4. I have no idea what I’m doing tomorrow, much less in a year or two. Waiting on God to tell me.
5. I am really really really afraid of thunder and lightning.
6. I have been told I’m a networker (Caro ☺). Really, I just love being surrounded by the people I love. 
7. I love to sing and have a secret (not-so-secret anymore) desire to be a backup singer in a band.
8. When I was little, I wanted to be a meteorologist, an Olympic swimmer, the President, a lawyer…I finally settled on teaching somewhere along the way. Now I hang out with people/teach in Peru. And I still like the weather, swimming, watching Letterman make fun of whatever President we have at the time, and being right. 
9. I have an orange tank top (more like coral-ish) that earned me the name “ray of sunshine.” Let’s just say I’m not a morning person. CT and Sara found that out the hard way (Rule 1: Don’t jump on me while I’m sleeping). Also, I will never forget Dossy and Steph whispering “Sarah Bond Junco….” for fear of "waking the beast." 
10. I love milk. Love love love it. I’m convinced I can complete the gallon challenge, though everyone tells me I can’t…one day. 
11. I love a good hug, especially a reuniting hug.
12. I want to go to Russia. 
13. I want to go everywhere. Especially a road trip around the U.S. 
14. There is absolutely nothing like a good sunset. 
15. I wish I could do a lot of things better than I can, but am learning that God has gifted me with everything He wanted to give me, and that is enough.
16. Back scratches are my favorite. Good stories are a close second. Back scratches during a good story…I’m golden.

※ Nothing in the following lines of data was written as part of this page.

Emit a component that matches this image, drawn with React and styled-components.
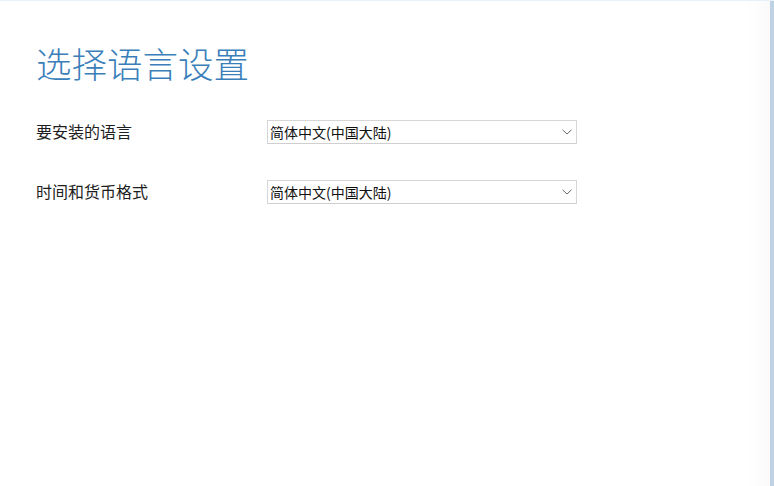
import React from "react";
import styled, { createGlobalStyle } from "styled-components";

const Global = createGlobalStyle`
  html, body { margin: 0; padding: 0; background: #ffffff; }
  body { font-family: "Noto Sans CJK SC", "Noto Sans", sans-serif; }
`;

const Window = styled.div`
  width: 774px;
  height: 486px;
  display: flex;
  box-sizing: border-box;
  border-top: 1px solid #e9f0f7;
  background: #ffffff;
  overflow: hidden;
`;

const Panel = styled.main`
  flex: 1;
  padding: 44px 0 0 36px;
  background: linear-gradient(to right, #ffffff 0, #ffffff 97%, #fafafa 100%);
`;

const EdgeBar = styled.div`
  width: 4px;
  background: #bed1e5;
`;

const Title = styled.h1`
  margin: 0;
  font-family: "Noto Sans CJK SC", sans-serif;
  font-weight: 300;
  font-size: 35.5px;
  line-height: 35px;
  color: #3a7fba;
  letter-spacing: 0;
`;

const Form = styled.div`
  margin-top: 40px;
  display: grid;
  grid-template-columns: 231px 310px;
  grid-auto-rows: 24px;
  row-gap: 36px;
  align-items: center;
`;

const Label = styled.label`
  font-family: "Noto Sans CJK SC", sans-serif;
  font-size: 16px;
  line-height: 24px;
  color: #1e1e1e;
  margin-top: -2px;
`;

const Select = styled.div`
  box-sizing: border-box;
  height: 24px;
  display: flex;
  align-items: center;
  justify-content: space-between;
  padding: 0 4px 0 2px;
  border: 1px solid #d6d6d6;
  border-bottom-color: #cfcfcf;
  background: #ffffff;
  font-family: "Noto Sans CJK SC", sans-serif;
  font-size: 14px;
  color: #111111;
`;

const Chevron = () => (
  <svg width="10" height="6" viewBox="0 0 10 6">
    <path d="M0.5 0.8 L5 5 L9.5 0.8" fill="none" stroke="#6a6a6a" strokeWidth="1" />
  </svg>
);

const rows = [
  { label: "要安装的语言", value: "简体中文(中国大陆)" },
  { label: "时间和货币格式", value: "简体中文(中国大陆)" },
];

export default function App() {
  return (
    <>
      <Global />
      <Window>
        <Panel>
          <Title>选择语言设置</Title>
          <Form>
            {rows.map((r) => (
              <React.Fragment key={r.label}>
                <Label>{r.label}</Label>
                <Select role="combobox">
                  <span>{r.value}</span>
                  <Chevron />
                </Select>
              </React.Fragment>
            ))}
          </Form>
        </Panel>
        <EdgeBar />
      </Window>
    </>
  );
}
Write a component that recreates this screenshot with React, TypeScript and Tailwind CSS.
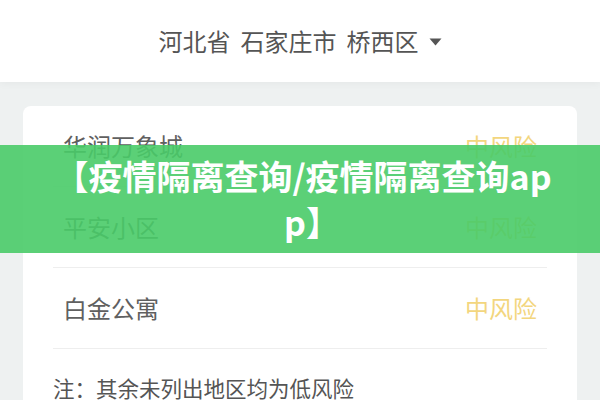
import React from "react";

const cjk = { fontFamily: '"Noto Sans CJK SC", "Noto Sans", sans-serif' };

const places = [
  { name: "华润万象城", level: "中风险" },
  { name: "平安小区", level: "中风险" },
  { name: "白金公寓", level: "中风险" },
];

export default function App() {
  return (
    <div
      className="relative w-[600px] h-[400px] overflow-hidden bg-[#eef1f1]"
      style={cjk}
    >
      {/* region picker */}
      <header className="h-[82px] bg-white flex items-center justify-center shadow-[0_2px_8px_rgba(0,0,0,0.04)]">
        <div className="flex items-center text-[24px] leading-none text-[#555555]">
          <span>河北省</span>
          <span className="ml-[10px]">石家庄市</span>
          <span className="ml-[10px]">桥西区</span>
          <svg width="13" height="8" viewBox="0 0 13 8" className="ml-[10px] mt-[2px]">
            <path d="M0.5 0.5 H12.5 L6.5 7.5 Z" fill="#555555" />
          </svg>
        </div>
      </header>

      {/* risk list */}
      <div className="mx-[23px] mt-[24px] rounded-[8px] bg-white pb-[30px]">
        <div className="px-[30px]">
          {places.map((p) => (
            <div
              key={p.name}
              className="h-[81px] flex items-center justify-between px-[10px] border-b border-[#eeeeee]"
            >
              <span className="text-[24px] text-[#606060]">{p.name}</span>
              <span className="text-[24px] text-[#f3d67e]">{p.level}</span>
            </div>
          ))}
          <div className="pt-[25px] text-[21.5px] leading-[28px] text-[#555555] whitespace-nowrap">
            注：其余未列出地区均为低风险
          </div>
        </div>
      </div>

      {/* title banner */}
      <div className="absolute left-0 right-0 top-[145px] h-[108px] bg-[rgba(73,203,104,0.9)] pt-[8px]">
        <p className="text-center text-white font-bold text-[34px] leading-[46px] whitespace-nowrap pl-[6px]">
          <span className="block">【疫情隔离查询/疫情隔离查询ap</span>
          <span className="block pl-[18px]">p】</span>
        </p>
      </div>
    </div>
  );
}
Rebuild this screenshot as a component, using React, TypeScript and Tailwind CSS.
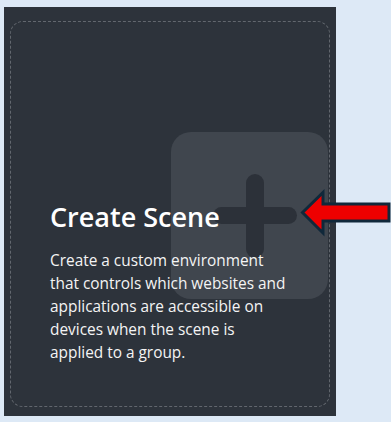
import React from "react";

const PlusTile: React.FC = () => (
    <div className="absolute left-[160px] top-[110px] w-[157px] h-[167px] rounded-[20px] bg-[#40464e] grid place-items-center pl-[11px]">
        {/* plus glyph: two bars stacked in one grid cell */}
        <div className="col-start-1 row-start-1 w-[18px] h-[84px] rounded-full bg-[#2c3139]" />
        <div className="col-start-1 row-start-1 w-[84px] h-[17px] rounded-full bg-[#2c3139]" />
    </div>
);

const Arrow: React.FC = () => (
    <svg
        className="absolute left-[300px] top-[189px]"
        width="91"
        height="48"
        viewBox="0 0 91 48"
    >
        <polygon
            points="2.5,23.5 23,3.5 23,15 89,15 89,32 23,32 23,44"
            fill="#ee0000"
            stroke="#10283a"
            strokeWidth="3"
            strokeLinejoin="miter"
        />
    </svg>
);

export default function App() {
    return (
        <div className="relative w-[391px] h-[422px] bg-[#dde9f6] pt-[7px] pl-1 font-['Open_Sans',sans-serif]">
            <div className="w-[332px] h-[409px] bg-[#2d333b] pt-[14px] pl-[6px] pr-[6px] pb-[9px]">
                <div className="relative h-full rounded-[13px] border border-dashed border-[#62676e] pt-[177px] pl-[39px]">
                    <PlusTile />
                    <div className="relative flex flex-col gap-[14px]">
                        <h2 className="text-[27px] leading-[36px] font-semibold text-white">
                            Create Scene
                        </h2>
                        <p className="w-[240px] text-[15.4px] leading-[23px] text-[#f4f4f4]">
                            Create a custom environment that controls which
                            websites and applications are accessible on devices
                            when the scene is applied to a group.
                        </p>
                    </div>
                </div>
            </div>
            <Arrow />
        </div>
    );
}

17. I’ve got my dad wrapped around my finger, but I fear him as well…a nice balance. My mother and I are more similar than I think. ☺
18. My jaw clicks really loudly sometimes and I’ve even gotten it stuck. 
19. Cristina and Kathryn can never get rid of me. I’ve realized after being in Peru, even for such a short time, that I will always, always need them—they’re the link back to memories, back to youth (good and not-so-good), back to when life was nothing complicated.

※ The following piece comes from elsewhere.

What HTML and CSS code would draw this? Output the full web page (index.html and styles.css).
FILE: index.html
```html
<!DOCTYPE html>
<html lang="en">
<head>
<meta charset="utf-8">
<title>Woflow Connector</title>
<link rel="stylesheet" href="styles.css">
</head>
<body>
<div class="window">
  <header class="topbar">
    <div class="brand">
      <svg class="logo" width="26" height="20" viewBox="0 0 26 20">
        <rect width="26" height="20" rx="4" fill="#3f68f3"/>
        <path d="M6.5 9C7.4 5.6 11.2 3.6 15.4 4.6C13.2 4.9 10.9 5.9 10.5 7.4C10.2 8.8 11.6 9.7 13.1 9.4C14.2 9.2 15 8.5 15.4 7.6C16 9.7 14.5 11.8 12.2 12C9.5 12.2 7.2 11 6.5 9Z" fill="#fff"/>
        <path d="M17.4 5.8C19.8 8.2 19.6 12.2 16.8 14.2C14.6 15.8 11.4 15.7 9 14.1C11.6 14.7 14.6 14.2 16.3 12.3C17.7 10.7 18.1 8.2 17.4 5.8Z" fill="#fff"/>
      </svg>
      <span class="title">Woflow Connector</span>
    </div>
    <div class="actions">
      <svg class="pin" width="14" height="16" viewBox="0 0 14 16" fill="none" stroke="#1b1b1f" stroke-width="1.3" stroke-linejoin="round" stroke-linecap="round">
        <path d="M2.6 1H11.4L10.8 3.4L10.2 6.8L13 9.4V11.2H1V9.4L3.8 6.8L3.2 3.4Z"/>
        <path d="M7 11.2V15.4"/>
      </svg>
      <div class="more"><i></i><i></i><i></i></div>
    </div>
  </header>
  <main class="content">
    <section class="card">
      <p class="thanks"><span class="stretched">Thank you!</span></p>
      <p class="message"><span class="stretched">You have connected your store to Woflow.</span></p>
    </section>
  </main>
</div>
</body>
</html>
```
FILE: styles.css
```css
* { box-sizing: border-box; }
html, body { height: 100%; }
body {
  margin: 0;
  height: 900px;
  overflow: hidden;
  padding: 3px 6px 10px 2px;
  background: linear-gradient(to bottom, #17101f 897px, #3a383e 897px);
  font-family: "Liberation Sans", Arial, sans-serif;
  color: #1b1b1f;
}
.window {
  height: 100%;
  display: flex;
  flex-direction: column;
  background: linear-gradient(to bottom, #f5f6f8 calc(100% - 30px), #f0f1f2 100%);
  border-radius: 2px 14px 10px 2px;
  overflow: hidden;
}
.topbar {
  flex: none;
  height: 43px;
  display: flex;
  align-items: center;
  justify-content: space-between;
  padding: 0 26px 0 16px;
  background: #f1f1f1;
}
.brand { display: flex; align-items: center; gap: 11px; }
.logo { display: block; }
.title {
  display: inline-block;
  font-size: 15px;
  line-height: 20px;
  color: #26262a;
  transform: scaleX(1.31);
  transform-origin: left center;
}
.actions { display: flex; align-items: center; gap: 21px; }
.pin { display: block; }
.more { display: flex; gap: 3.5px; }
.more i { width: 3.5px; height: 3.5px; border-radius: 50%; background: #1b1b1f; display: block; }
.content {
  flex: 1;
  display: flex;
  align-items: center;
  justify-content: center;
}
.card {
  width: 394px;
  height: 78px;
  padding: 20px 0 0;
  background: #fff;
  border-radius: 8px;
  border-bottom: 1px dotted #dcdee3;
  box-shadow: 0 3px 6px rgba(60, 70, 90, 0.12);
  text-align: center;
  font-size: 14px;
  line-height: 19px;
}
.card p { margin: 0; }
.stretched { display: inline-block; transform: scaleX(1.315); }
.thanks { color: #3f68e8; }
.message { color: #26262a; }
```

20. Crafting words=favorite Outlet 1. Reading=relaxation Outlet 2. Painting=creative Outlet 3. Good photos=I wish I could take better ones Outlet 4. Wishing I had money to take a pottery class=potential Outlet 5.

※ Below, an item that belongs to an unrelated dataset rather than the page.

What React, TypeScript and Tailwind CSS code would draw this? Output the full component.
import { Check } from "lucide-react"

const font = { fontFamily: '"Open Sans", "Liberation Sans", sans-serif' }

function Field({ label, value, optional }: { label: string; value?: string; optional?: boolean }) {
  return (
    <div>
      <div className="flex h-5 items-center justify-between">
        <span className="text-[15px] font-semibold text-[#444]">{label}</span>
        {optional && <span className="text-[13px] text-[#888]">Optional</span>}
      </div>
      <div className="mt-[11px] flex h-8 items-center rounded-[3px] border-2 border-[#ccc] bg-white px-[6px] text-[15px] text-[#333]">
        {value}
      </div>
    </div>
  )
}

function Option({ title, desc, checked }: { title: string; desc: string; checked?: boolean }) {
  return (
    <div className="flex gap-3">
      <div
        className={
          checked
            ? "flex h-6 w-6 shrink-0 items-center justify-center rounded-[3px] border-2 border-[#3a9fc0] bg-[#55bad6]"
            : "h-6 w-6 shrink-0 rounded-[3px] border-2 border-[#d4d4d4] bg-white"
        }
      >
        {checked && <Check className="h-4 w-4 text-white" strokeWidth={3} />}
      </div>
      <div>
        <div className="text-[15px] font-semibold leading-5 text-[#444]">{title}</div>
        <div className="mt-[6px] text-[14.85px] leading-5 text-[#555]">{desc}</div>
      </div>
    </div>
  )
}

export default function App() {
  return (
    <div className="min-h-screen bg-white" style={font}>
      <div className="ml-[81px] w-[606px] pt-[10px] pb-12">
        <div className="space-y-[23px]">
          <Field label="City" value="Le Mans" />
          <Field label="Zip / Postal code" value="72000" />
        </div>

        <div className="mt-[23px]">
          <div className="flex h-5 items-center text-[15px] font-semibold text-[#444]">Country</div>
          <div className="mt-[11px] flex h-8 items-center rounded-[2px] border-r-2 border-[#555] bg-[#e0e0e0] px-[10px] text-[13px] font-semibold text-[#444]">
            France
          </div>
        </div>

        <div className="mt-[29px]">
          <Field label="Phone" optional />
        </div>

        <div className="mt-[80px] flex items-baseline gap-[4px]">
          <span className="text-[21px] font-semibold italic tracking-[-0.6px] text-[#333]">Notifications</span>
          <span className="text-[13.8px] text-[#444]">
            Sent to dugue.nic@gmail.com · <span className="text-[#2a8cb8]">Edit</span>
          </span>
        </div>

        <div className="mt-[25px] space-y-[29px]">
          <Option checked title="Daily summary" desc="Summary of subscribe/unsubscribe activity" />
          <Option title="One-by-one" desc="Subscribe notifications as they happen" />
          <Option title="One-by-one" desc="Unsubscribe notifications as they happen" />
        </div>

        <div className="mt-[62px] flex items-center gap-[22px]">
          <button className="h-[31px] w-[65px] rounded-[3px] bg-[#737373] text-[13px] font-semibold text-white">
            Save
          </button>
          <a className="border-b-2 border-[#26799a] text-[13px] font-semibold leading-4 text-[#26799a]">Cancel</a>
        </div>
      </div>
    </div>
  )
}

21. Unfortunately, I enjoy keeping up with the more shallow doings of the world, ie. Hollywood junk. The upside: If you ever need to know who just broke up with whom, ask me. 
22. I used to have a really good memory; I feel like it’s starting to go downhill. The first sign of old age. ☹
23. Athens coffee with Athens people is always best. Frisbee in the park is the cherry on top.
24. Some of my best memories involve spooning—the closeness of girlfriends and just hanging out, being silly. Roomie Love and dancing with JG is irreplaceable ("Here we go again...") 
25. I’m realizing that this life is really short. I was going to say too short, but I am also recognizing more every day that nothing is better than walking with God on the way to meet Him and His Son in Paradise. To end the randomness of all this: Life isn’t random. That’s cool.